Corpsey

bandz ahoy
I had the audiobook on earlier, Anton Lesser does a great job.


I'd forgotten how glorious a pompous arse Mr Pumblechook was
 

Corpsey

bandz ahoy
I love this bit which occurs not long before:

And then I looked at the stars, and considered how awful it would be for a man to turn his face up to them as he froze to death, and see no help or pity in all the glittering multitude.
As in the quote I posted, there's this powerful, sympathetic evocation of how the world appears differently depending on your emotions—probably especially vividly when you're a child.

The bit I always remember from 'Great Expectations' is when Pip is walking through the mist on the marshes, having stolen the 'wittles' and ...

The mist was heavier yet when I got out upon the marshes, so that instead of my running at everything, everything seemed to run at me. This was very disagreeable to a guilty mind. The gates and dykes and banks came bursting at me through the mist, as if they cried as plainly as could be, "A boy with Somebody-else's pork pie! Stop him!" The cattle came upon me with like suddenness, staring out of their eyes, and steaming out of their nostrils, "Holloa, young thief!" One black ox, with a white cravat on - who even had to my awakened conscience something of a clerical air - fixed me so obstinately with his eyes, and moved his blunt head round in such an accusatory manner as I moved round, that I blubbered out to him, "I couldn't help it, sir! It wasn't for myself I took it!" Upon which he put down his head, blew a cloud of smoke out of his nose, and vanished with a kick-up of his hind-legs and a flourish of his tail.
 

Corpsey

bandz ahoy
Reading through this thread and all the quotes mainly luka's posting have made me think i should be reading dickens
 
Remember we tried to start the book club and failed. Is it a doomed idea? I think you could run it corpsey or @jenks that’s his job isn’t it?
 

jenks

thread death
@jenks will you lead us?
Ha! We tried the book club. It wasn’t super successful. I remember really enjoying the Austerlitz read together but then they chose a truly awful book which was utterly unreadable. @IdleRich was always really good at posting in the book club.

But I do think reading Dickens is generally a good thing. I’ve read Great Expectations more times than almost any book I haven’t had to teach. I am torn between another re-read of it or a re-read of Pickwick.
 

luka

Well-known member
Let’s do it - let’s start with great expectations.
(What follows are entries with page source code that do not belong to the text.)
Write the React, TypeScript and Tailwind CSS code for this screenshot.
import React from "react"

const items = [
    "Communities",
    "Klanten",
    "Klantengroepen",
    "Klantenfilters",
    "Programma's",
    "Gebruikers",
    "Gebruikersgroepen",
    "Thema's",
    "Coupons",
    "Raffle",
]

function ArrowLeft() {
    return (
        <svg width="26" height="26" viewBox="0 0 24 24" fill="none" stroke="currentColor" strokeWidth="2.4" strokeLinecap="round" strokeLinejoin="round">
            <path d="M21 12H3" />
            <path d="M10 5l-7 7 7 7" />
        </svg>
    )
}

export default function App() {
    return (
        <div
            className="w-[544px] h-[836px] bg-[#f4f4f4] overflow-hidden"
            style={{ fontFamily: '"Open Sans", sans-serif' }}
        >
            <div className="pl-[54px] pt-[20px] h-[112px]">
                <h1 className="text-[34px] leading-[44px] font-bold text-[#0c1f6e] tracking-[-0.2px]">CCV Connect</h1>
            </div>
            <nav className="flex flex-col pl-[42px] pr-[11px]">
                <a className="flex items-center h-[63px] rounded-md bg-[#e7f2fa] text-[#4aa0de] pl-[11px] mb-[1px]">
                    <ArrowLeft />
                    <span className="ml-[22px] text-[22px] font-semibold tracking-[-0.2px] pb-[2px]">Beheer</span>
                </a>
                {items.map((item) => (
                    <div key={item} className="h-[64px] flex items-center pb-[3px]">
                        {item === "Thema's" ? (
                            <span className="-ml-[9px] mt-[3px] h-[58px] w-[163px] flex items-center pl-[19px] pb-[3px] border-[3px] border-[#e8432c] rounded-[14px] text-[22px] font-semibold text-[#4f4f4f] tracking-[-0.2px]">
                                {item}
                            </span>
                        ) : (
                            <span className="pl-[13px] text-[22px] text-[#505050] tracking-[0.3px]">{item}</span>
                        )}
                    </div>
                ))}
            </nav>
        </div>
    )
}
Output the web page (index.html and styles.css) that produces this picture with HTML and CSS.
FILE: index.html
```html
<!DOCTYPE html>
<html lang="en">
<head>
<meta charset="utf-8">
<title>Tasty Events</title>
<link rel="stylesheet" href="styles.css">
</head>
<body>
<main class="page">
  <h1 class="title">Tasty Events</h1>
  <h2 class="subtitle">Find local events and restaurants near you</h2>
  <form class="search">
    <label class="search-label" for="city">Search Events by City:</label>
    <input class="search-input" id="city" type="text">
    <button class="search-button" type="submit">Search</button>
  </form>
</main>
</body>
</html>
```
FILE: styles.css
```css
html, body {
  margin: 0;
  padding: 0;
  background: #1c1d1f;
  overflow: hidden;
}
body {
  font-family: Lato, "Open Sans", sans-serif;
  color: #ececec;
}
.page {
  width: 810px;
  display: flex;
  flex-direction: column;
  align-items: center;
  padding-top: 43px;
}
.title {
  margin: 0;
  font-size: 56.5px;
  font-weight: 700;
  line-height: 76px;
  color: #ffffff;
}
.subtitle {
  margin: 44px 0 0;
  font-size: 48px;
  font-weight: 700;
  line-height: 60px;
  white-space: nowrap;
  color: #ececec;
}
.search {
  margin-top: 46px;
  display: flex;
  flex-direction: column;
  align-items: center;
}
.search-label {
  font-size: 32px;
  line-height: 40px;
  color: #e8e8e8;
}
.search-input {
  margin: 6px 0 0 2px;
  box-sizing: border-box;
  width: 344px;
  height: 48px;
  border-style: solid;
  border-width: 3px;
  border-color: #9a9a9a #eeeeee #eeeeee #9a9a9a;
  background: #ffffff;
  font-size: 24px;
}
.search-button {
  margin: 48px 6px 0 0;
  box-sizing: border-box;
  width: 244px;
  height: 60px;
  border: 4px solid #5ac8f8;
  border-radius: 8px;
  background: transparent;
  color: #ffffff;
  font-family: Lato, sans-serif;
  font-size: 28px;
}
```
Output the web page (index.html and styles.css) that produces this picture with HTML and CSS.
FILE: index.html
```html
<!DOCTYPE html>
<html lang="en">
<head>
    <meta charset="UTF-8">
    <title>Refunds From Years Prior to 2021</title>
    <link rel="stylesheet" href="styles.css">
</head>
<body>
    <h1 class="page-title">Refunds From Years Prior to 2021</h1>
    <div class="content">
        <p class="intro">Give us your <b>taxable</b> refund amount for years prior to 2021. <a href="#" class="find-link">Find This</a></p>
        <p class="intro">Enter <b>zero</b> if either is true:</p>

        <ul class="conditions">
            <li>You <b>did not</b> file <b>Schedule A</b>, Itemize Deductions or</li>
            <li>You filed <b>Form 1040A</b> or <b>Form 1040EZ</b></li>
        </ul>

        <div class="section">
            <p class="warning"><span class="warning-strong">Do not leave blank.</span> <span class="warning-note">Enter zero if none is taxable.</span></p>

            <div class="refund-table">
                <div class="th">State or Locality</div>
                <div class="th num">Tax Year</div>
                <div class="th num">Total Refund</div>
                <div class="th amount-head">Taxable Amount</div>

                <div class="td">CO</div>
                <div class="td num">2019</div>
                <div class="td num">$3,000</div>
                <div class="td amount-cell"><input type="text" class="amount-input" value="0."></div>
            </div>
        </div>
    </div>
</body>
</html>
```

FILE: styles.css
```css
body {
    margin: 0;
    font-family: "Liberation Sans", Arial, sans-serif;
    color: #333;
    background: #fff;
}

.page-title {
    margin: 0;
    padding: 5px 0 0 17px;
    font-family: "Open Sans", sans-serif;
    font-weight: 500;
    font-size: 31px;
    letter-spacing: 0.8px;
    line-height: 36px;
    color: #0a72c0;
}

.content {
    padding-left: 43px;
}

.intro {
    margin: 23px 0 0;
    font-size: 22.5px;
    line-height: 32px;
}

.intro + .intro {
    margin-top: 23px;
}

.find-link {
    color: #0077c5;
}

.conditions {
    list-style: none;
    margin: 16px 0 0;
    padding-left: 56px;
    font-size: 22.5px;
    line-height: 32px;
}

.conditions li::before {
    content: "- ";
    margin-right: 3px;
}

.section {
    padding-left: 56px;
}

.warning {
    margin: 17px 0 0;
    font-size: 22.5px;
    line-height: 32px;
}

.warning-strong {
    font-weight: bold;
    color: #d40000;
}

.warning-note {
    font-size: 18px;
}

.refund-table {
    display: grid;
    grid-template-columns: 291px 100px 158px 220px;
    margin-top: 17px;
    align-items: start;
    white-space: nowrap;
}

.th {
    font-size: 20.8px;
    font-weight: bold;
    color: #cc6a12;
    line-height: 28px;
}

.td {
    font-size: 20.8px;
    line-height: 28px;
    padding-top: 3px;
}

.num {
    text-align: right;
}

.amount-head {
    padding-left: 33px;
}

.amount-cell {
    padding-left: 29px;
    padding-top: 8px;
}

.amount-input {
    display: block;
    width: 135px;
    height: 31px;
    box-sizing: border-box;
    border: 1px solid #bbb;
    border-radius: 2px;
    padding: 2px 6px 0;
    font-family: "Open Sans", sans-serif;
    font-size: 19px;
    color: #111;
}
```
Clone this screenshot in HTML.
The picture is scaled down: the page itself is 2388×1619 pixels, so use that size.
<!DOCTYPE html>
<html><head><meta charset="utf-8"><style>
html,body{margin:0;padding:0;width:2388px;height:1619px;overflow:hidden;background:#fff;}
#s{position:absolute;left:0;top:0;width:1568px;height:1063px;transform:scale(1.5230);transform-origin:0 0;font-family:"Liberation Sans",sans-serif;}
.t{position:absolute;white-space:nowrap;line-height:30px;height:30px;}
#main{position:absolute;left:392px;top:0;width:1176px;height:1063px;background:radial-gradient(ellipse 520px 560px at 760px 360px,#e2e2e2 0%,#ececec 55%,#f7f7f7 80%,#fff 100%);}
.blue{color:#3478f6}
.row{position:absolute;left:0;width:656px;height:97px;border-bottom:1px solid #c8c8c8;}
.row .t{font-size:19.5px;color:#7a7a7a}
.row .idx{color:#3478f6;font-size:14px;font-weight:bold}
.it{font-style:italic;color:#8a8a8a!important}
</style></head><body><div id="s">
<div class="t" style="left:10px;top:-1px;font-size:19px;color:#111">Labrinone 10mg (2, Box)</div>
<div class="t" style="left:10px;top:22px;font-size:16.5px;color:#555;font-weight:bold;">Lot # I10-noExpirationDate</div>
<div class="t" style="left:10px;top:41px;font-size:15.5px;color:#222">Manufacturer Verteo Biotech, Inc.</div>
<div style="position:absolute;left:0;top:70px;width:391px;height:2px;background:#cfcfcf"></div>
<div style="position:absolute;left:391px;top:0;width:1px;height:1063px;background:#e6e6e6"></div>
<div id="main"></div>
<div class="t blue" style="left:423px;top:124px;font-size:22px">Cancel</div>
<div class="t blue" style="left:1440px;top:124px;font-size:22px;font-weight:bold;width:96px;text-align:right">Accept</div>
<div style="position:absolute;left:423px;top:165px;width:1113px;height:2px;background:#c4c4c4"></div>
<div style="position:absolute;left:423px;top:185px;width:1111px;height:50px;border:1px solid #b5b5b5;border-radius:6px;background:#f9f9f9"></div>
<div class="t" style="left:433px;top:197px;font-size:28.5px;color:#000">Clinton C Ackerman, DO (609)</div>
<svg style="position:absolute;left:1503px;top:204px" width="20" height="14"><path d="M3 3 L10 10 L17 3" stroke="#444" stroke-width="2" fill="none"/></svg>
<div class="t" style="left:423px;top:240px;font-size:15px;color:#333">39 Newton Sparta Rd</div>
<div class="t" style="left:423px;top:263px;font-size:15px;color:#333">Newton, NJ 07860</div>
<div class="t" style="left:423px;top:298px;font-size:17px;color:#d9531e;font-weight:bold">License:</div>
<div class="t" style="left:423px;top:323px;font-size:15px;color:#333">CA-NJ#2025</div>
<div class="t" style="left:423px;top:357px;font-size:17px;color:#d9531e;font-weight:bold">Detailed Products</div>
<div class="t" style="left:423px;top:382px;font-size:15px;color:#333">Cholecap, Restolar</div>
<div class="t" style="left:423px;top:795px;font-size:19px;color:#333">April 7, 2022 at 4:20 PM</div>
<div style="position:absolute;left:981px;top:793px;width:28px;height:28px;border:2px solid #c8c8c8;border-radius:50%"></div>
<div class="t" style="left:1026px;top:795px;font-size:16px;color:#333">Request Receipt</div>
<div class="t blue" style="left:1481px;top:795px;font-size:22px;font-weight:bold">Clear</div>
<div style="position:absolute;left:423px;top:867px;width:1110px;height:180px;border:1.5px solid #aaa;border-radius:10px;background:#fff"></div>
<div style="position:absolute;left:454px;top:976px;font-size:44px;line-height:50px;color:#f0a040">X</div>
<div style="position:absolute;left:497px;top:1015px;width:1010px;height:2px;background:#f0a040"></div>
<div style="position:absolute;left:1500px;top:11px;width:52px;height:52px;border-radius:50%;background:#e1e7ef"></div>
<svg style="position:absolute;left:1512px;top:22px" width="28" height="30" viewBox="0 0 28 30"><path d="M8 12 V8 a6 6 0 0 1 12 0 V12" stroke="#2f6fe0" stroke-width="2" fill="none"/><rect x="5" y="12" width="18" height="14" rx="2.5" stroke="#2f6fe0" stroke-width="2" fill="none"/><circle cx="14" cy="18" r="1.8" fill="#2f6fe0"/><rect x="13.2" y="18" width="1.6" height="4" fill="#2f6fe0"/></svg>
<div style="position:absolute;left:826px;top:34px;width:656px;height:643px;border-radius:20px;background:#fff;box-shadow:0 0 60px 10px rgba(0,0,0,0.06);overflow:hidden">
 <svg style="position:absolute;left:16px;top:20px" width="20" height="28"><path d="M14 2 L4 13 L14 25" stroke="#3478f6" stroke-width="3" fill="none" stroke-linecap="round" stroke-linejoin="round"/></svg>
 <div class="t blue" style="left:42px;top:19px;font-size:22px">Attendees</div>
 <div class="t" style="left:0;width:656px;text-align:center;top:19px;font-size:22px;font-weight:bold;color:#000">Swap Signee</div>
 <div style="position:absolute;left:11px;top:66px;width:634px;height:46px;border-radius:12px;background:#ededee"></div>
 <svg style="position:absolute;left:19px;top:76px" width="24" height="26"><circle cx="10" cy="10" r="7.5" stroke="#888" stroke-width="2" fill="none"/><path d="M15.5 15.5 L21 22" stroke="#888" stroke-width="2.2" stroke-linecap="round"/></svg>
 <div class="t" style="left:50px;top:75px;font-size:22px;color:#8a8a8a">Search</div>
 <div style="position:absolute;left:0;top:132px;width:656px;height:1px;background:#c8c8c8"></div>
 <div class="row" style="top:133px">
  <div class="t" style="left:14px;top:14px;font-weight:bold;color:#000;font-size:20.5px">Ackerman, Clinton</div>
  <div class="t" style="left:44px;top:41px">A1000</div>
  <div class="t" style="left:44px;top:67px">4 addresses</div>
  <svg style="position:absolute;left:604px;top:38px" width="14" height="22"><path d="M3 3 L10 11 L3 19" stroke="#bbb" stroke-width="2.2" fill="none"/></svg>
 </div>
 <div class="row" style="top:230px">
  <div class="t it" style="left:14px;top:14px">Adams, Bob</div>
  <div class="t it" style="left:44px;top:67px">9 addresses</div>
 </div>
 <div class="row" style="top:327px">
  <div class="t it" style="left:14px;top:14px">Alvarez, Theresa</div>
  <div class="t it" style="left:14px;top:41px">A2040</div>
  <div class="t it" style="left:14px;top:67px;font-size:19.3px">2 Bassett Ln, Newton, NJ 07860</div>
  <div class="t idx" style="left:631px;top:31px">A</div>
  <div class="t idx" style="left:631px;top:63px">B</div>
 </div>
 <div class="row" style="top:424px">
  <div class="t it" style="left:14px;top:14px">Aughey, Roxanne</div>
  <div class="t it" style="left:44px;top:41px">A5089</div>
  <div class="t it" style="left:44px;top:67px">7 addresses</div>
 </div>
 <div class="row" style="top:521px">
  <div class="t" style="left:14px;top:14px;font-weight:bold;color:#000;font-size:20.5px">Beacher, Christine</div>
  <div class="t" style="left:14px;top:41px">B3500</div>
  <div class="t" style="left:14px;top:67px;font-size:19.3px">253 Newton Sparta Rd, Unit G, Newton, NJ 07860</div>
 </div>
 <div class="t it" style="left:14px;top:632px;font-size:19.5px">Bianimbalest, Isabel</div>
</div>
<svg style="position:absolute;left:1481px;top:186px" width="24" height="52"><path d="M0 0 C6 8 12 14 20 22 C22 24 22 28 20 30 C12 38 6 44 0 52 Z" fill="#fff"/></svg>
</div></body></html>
Just like you would do with your classes
it will just be you and jenks and jenks will finish it in an afternoon, you'll get bogged down, feel your enthusiasm wane, get half way through after weeks of thankless, heavy slogging, and give up. that's the quintessential dickens experience.
 

luka

Well-known member
benny b will say hes going to join in then he'll get distracted and start doing something else instead, like making a new uk funky mix
 

luka

Well-known member
we dont know anything about english literature. we're just earnest ignoramuses. thats why craner sneers loftily at us from the sidelines.
 
it will just be you and jenks and jenks will finish it in an afternoon, you'll get bogged down, feel your enthusiasm wane, get half way through after weeks of thankless, heavy slogging, and give up. that's the quintessential dickens experience.
No fuck up I will finish for my father jenks
 

luka

Well-known member
looking down his nose at us cos we didn't study english literature at Yorkshires prestigious Leeds University.